Start of Data shown

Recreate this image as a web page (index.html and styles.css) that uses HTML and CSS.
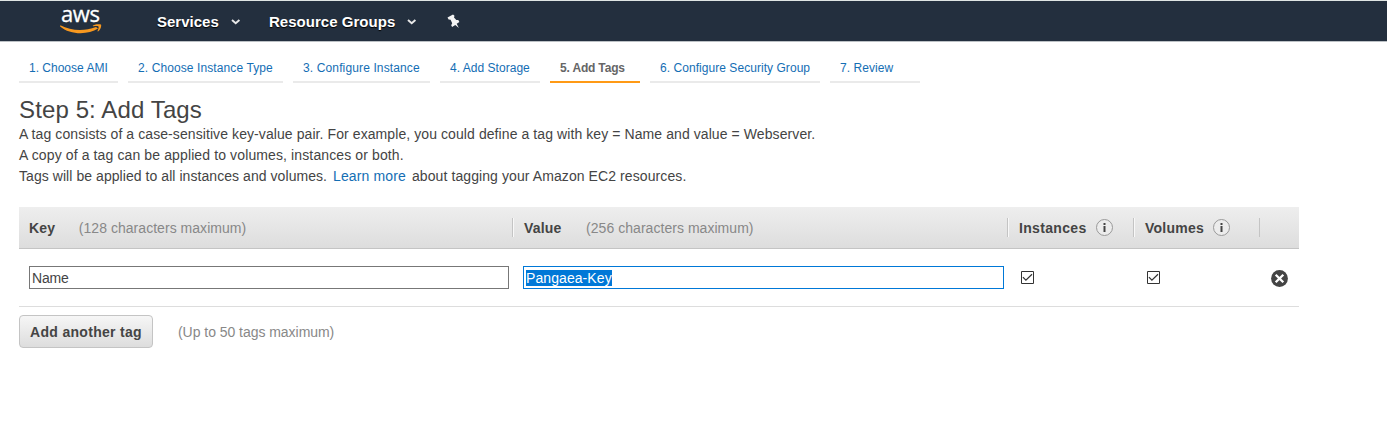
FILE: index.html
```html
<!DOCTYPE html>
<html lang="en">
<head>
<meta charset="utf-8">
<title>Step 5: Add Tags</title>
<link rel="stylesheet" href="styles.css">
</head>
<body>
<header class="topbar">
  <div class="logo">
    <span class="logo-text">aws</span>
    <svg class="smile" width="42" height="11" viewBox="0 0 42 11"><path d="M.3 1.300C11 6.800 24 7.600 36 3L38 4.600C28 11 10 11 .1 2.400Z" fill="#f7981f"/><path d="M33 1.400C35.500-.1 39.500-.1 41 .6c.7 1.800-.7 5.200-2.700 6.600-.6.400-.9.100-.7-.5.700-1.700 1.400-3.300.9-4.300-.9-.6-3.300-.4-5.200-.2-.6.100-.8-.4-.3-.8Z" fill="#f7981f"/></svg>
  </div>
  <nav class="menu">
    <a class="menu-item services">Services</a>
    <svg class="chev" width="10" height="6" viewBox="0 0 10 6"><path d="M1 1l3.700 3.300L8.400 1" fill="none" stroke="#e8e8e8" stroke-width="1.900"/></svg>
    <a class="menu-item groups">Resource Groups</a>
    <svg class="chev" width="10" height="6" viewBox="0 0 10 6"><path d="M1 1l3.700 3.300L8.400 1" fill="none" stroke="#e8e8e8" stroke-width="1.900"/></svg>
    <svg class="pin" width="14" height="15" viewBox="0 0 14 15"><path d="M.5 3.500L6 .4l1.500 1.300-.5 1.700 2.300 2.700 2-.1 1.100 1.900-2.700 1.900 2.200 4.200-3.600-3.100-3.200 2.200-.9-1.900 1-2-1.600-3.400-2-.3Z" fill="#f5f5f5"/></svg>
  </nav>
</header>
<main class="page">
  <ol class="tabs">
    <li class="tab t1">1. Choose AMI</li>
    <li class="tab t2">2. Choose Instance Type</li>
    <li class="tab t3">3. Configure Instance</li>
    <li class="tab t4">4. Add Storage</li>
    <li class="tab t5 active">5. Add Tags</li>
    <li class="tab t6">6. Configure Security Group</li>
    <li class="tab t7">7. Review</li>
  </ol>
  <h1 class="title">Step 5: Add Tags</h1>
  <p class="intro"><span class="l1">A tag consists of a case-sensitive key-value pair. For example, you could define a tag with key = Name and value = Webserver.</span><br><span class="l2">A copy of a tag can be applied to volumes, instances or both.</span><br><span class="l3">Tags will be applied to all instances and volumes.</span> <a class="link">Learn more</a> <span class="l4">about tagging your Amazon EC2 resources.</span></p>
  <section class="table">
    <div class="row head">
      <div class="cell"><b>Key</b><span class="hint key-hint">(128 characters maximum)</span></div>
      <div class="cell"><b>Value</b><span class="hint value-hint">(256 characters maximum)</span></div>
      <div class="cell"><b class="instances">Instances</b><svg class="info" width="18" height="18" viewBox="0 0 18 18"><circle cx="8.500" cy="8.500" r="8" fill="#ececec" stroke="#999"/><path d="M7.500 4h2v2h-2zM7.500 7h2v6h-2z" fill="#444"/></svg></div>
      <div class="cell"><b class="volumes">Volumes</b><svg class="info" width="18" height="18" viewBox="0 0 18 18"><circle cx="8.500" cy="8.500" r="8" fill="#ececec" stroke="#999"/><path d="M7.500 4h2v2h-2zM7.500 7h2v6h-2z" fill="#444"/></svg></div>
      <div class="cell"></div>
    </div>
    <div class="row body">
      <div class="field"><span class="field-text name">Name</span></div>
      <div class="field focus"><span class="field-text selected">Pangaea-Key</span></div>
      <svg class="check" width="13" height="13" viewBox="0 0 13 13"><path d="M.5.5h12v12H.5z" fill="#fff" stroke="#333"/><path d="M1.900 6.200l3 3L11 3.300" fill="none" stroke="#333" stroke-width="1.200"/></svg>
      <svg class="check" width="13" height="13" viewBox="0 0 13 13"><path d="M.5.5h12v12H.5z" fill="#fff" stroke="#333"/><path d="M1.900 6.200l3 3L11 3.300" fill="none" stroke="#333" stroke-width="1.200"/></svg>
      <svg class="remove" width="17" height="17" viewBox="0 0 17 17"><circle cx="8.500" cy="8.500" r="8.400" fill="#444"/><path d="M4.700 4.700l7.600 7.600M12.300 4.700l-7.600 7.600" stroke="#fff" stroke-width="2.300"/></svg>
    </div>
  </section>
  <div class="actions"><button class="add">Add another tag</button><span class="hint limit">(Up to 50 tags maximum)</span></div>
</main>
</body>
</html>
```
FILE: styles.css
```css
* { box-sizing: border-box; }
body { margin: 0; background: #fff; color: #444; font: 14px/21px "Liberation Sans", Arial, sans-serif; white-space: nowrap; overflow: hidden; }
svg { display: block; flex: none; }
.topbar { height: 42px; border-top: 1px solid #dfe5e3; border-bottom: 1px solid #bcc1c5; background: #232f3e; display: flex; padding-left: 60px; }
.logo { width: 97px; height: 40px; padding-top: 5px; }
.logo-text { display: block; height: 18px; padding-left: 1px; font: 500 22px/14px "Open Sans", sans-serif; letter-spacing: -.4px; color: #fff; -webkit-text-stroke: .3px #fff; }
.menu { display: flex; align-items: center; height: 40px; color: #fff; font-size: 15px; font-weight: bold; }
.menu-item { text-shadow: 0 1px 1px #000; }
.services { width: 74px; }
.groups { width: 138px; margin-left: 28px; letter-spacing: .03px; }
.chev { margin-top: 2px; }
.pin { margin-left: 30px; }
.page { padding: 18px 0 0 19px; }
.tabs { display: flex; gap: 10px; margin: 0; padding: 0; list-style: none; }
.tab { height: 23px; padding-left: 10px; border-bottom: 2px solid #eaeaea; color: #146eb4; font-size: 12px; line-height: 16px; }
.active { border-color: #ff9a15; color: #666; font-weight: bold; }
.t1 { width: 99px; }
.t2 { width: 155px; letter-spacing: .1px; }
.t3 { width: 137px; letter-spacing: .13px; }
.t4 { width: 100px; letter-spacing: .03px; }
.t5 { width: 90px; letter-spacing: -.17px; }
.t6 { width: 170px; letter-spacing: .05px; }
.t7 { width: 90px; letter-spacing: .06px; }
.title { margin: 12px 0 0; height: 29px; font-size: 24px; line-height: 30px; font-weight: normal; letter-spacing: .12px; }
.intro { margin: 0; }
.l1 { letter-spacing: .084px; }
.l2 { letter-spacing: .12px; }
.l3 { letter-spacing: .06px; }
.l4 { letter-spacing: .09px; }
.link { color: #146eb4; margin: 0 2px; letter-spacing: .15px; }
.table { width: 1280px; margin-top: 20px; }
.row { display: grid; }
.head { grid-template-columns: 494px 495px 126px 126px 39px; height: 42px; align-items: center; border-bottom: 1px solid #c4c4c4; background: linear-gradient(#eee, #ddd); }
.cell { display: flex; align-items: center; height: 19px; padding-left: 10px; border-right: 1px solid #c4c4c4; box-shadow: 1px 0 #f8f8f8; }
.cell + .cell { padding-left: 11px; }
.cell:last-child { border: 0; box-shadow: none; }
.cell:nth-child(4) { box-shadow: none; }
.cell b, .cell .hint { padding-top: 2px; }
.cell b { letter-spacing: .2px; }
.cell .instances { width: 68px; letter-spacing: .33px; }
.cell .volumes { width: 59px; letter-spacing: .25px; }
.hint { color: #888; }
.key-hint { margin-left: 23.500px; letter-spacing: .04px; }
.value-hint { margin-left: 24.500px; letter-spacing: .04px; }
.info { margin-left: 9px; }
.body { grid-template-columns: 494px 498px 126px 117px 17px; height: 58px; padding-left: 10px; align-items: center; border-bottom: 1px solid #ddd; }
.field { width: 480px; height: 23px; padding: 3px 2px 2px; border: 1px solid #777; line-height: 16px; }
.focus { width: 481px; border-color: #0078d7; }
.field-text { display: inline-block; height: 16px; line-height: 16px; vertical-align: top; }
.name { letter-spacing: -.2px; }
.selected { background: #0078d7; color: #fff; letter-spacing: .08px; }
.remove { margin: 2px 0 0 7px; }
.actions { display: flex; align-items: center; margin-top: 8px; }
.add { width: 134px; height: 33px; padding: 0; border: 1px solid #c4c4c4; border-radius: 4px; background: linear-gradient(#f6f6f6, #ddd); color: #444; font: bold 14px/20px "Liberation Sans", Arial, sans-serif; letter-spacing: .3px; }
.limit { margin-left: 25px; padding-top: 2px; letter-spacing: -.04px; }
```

End of Data shown

**Directions for this task**. Say how many lines in this listing hold the string "page", giving the count and nothing more.

**Task response**. 3